The goal is not to photograph every minute simply because it exists. It is to allow enough time for the parts of the day that matter most to unfold naturally, without asking you to trade a meaningful moment for the next item on a schedule.
What Different Coverage Lengths Can Include
Six hours: best for a focused celebration
Six hours can be an excellent fit for an intimate wedding, a shorter reception, or a celebration where the couple does not need extensive getting-ready coverage. It usually works best when the ceremony and reception are at the same venue, travel is minimal, and the timeline is intentionally simple.
With six hours, couples often choose to begin coverage near the end of getting ready or with a first look. There is typically time for couple portraits, the ceremony, family photographs, wedding party portraits, cocktail hour, key reception details, entrances, toasts, and perhaps the first dances. The trade-off is that the photographer may need to leave before open dancing is in full swing, cake cutting, or a late-night exit.
This option can feel generous when your priority is the ceremony and portraits. It can feel tight when you want a complete record of the entire day, from pajamas and handwritten vows to a packed dance floor.
Eight hours: the most flexible choice for many weddings
Eight hours gives a wedding day room to breathe. It is often the sweet spot for couples who want a balanced collection of candid moments and polished portraits without feeling pulled away from guests all afternoon.
A typical eight-hour timeline might begin with final getting-ready details: attire, florals, invitation suites, and the people helping you prepare. From there, coverage can include a first look, wedding party and family portraits, the ceremony, cocktail hour, reception room details, entrances, toasts, first dances, and the start of the celebration.
For a Boston wedding with city traffic, or a New England celebration involving separate preparation and reception locations, those extra hours can make a noticeable difference. They give your photographer time to travel, reset, and photograph each setting with care rather than rushing from one obligation to the next.
Ten hours or more: for a fuller wedding story
Ten hours is ideal when the day includes several locations, a large wedding party, cultural traditions, a longer reception, or a planned exit. It is also a thoughtful choice for couples who value a slower, more relaxed portrait experience.
Longer coverage can begin with both partners getting ready and continue through the party, a sparkler exit, or another late-night moment. It creates room for a second portrait session near sunset, which is especially lovely at venues with gardens, water views, historic architecture, or open landscapes.
More time does not mean more posing. In fact, it often means the opposite. When the schedule is not overly packed, you can spend more time with your guests and let candid photographs happen naturally.
Build Coverage Around Your Timeline, Not a Package Name
The easiest way to determine the right number of hours is to map your day from the moments you care about first to the ones you would be comfortable missing. Start with your ceremony time and work backward and forward.
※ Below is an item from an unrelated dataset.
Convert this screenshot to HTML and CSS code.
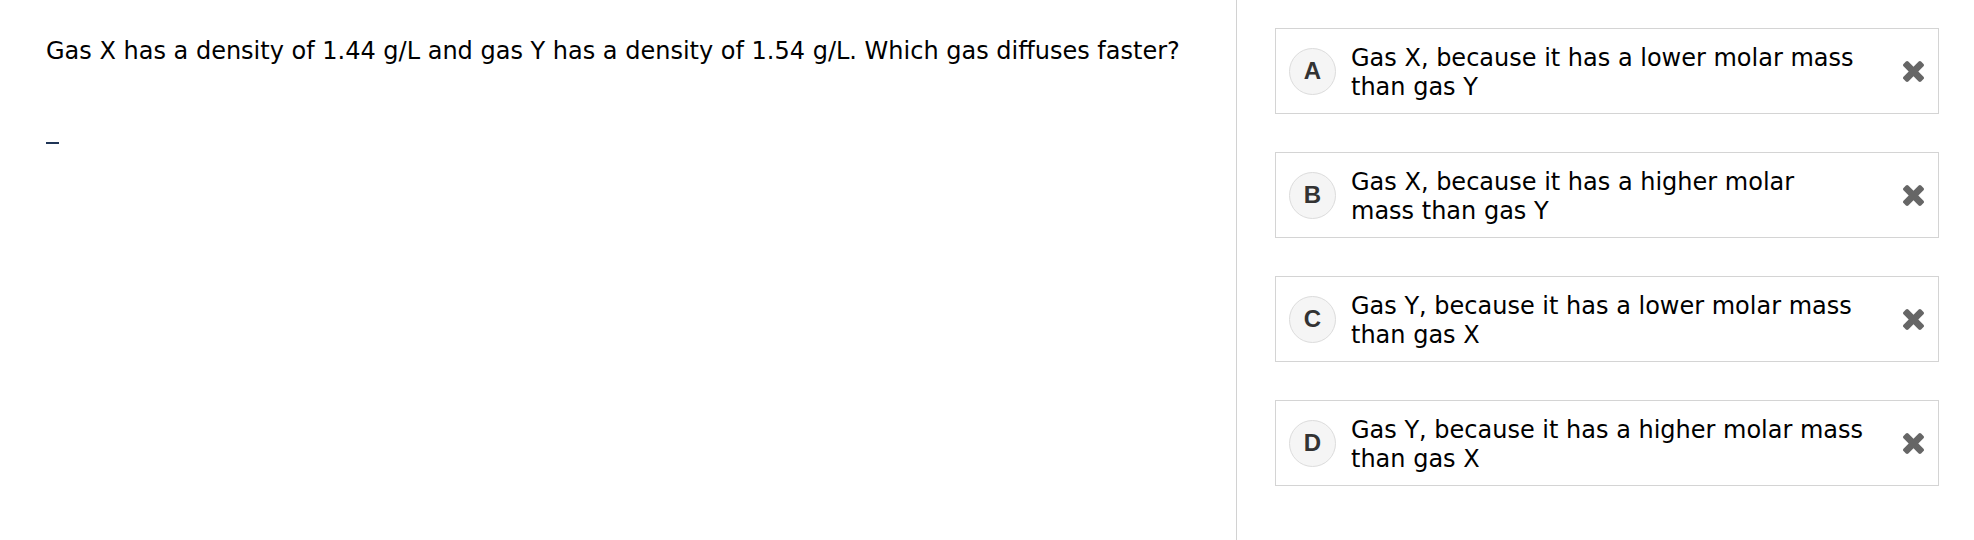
FILE: index.html
```html
<!DOCTYPE html>
<html lang="en">
<head>
  <meta charset="UTF-8" />
  <meta name="viewport" content="width=device-width, initial-scale=1.0"/>
  <title>Quiz question</title>
  <link rel="stylesheet" href="styles.css">
</head>
<body>
  <div class="quiz">
    <div class="question-pane">
      <p class="question">Gas X has a density of 1.44 g/L and gas Y has a density of 1.54 g/L. Which gas diffuses faster?</p>
      <span class="answer-blank"></span>
    </div>

    <div class="answers-pane">
      <div class="choice">
        <span class="choice-letter">A</span>
        <span class="choice-text">Gas X, because it has a lower molar mass than gas Y</span>
        <button class="choice-remove" aria-label="Remove choice A">
          <svg viewBox="110 366 1188 1188"><path d="M1298 1322q0 40-28 68l-136 136q-28 28-68 28t-68-28l-294-294-294 294q-28 28-68 28t-68-28l-136-136q-28-28-28-68t28-68l294-294-294-294q-28-28-28-68t28-68l136-136q28-28 68-28t68 28l294 294 294-294q28-28 68-28t68 28l136 136q28 28 28 68t-28 68l-294 294 294 294q28 28 28 68z"/></svg>
        </button>
      </div>

      <div class="choice">
        <span class="choice-letter">B</span>
        <span class="choice-text">Gas X, because it has a higher molar mass than gas Y</span>
        <button class="choice-remove" aria-label="Remove choice B">
          <svg viewBox="110 366 1188 1188"><path d="M1298 1322q0 40-28 68l-136 136q-28 28-68 28t-68-28l-294-294-294 294q-28 28-68 28t-68-28l-136-136q-28-28-28-68t28-68l294-294-294-294q-28-28-28-68t28-68l136-136q28-28 68-28t68 28l294 294 294-294q28-28 68-28t68 28l136 136q28 28 28 68t-28 68l-294 294 294 294q28 28 28 68z"/></svg>
        </button>
      </div>

      <div class="choice">
        <span class="choice-letter">C</span>
        <span class="choice-text">Gas Y, because it has a lower molar mass than gas X</span>
        <button class="choice-remove" aria-label="Remove choice C">
          <svg viewBox="110 366 1188 1188"><path d="M1298 1322q0 40-28 68l-136 136q-28 28-68 28t-68-28l-294-294-294 294q-28 28-68 28t-68-28l-136-136q-28-28-28-68t28-68l294-294-294-294q-28-28-28-68t28-68l136-136q28-28 68-28t68 28l294 294 294-294q28-28 68-28t68 28l136 136q28 28 28 68t-28 68l-294 294 294 294q28 28 28 68z"/></svg>
        </button>
      </div>

      <div class="choice">
        <span class="choice-letter">D</span>
        <span class="choice-text">Gas Y, because it has a higher molar mass than gas X</span>
        <button class="choice-remove" aria-label="Remove choice D">
          <svg viewBox="110 366 1188 1188"><path d="M1298 1322q0 40-28 68l-136 136q-28 28-68 28t-68-28l-294-294-294 294q-28 28-68 28t-68-28l-136-136q-28-28-28-68t28-68l294-294-294-294q-28-28-28-68t28-68l136-136q28-28 68-28t68 28l294 294 294-294q28-28 68-28t68 28l136 136q28 28 28 68t-28 68l-294 294 294 294q28 28 28 68z"/></svg>
        </button>
      </div>
    </div>
  </div>
</body>
</html>
```

FILE: styles.css
```css
* {
  margin: 0;
  padding: 0;
  box-sizing: border-box;
}

body {
  font-family: "DejaVu Sans", Verdana, sans-serif;
  color: #000;
  background: #fff;
}

.quiz {
  display: flex;
  height: 100vh;
}

.question-pane {
  width: 1236px;
  padding: 37px 0 0 46px;
}

.question {
  font-size: 24px;
  line-height: 28px;
}

.answer-blank {
  display: block;
  width: 13px;
  margin-top: 77px;
  border-bottom: 2px solid #1f3556;
}

.answers-pane {
  flex: 1;
  border-left: 1px solid #d2d2d2;
  padding: 28px 35px 0 38px;
  display: flex;
  flex-direction: column;
  gap: 38px;
}

.choice {
  height: 86px;
  border: 1px solid #d4d4d4;
  padding: 0 14px 0 13px;
  display: flex;
  align-items: center;
}

.choice-letter {
  width: 47px;
  height: 47px;
  flex-shrink: 0;
  border-radius: 50%;
  border: 1px solid #dcdcdc;
  background: #f5f5f5;
  color: #333;
  font-family: "Liberation Sans", Arial, sans-serif;
  font-size: 24px;
  font-weight: bold;
  display: flex;
  justify-content: center;
  align-items: center;
  margin-right: 15px;
}

.choice-text {
  width: 513px;
  padding-top: 4px;
  font-size: 24px;
  line-height: 29px;
}

.choice-remove {
  margin-left: auto;
  border: none;
  background: none;
  cursor: pointer;
  width: 21px;
  height: 21px;
  display: flex;
}

.choice-remove svg {
  width: 21px;
  height: 21px;
  fill: #666;
}
```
Before the ceremony, consider whether you want photographs of both partners getting ready, detail photographs of attire and stationery, a first look, private vows, and portraits with your wedding party and immediate family. These pieces can take more time than couples expect, particularly when hair and makeup run late or people are spread across hotel rooms and venue spaces.
After the ceremony, consider cocktail hour, family formal portraits, reception room details, entrances, toasts, dinner, first dances, parent dances, cake cutting, cultural events, and open dancing. If your reception has a special performance, hora, tea ceremony, anniversary dance, or planned exit, make sure it has a place on the photography timeline.
The timeline should also include transition time. A 20-minute drive is not just 20 minutes when you account for loading cars, gathering people, parking, and finding the next location. New England weather can also affect plans, especially during spring and fall. A little flexibility helps protect the calm, joyful feeling you want to see in your photographs.
The First Look Changes the Math
Whether you choose a first look can meaningfully affect how many photography hours you need. A first look allows many portraits to happen before the ceremony, including couple photographs, wedding party portraits, and some family groupings. Afterward, you can attend more of cocktail hour and reserve a few minutes for just-married portraits.
Without a first look, portraits generally happen after the ceremony. This is a beautiful and traditional choice, but it requires a more deliberate post-ceremony window. If you have a large family, a large wedding party, or an early sunset, six hours may begin to feel limited.
There is no universally right choice. Some couples treasure the anticipation of seeing each other for the first time at the aisle. Others love the privacy and emotional ease of sharing a first look. The best timeline supports the experience that feels most like you.
Do Not Forget the Moments Around the Main Events
Couples often plan coverage around ceremony and reception start times, but some of the most personal photographs happen just before or after those events. The last button being fastened, a grandparent’s hug, the quiet walk back down the aisle, and the joyful relief after your first dance are all part of the emotional texture of the day.
Reception details also deserve consideration. If you have invested in florals, stationery, place settings, or a meaningful venue space, the photographer needs access before guests enter the room. This usually requires a brief gap between the ceremony and reception, or an earlier arrival.
If dancing is a priority, plan for enough coverage after the formalities. The dance floor often becomes most energetic 30 to 60 minutes after dinner, toasts, and first dances. Ending coverage immediately after those traditions can mean missing the photographs that show how your celebration truly felt.
A Thoughtful Way to Make the Final Decision
Rather than asking which number is standard, ask which images would make you feel the most present when you look back years from now. If you want the morning anticipation, sunset portraits, and the joyful energy of a full dance floor, plan for the time to hold all three. If your celebration is intimate and centered on a heartfelt ceremony and dinner with your closest people, shorter coverage may be exactly right.
A professional photographer can help shape a timeline that respects your priorities, your venue, and the natural pace of the day. The best coverage length is the one that lets you stay close to each other, enjoy the people you invited, and preserve your wedding as it really felt – beautiful, emotional, and entirely your own.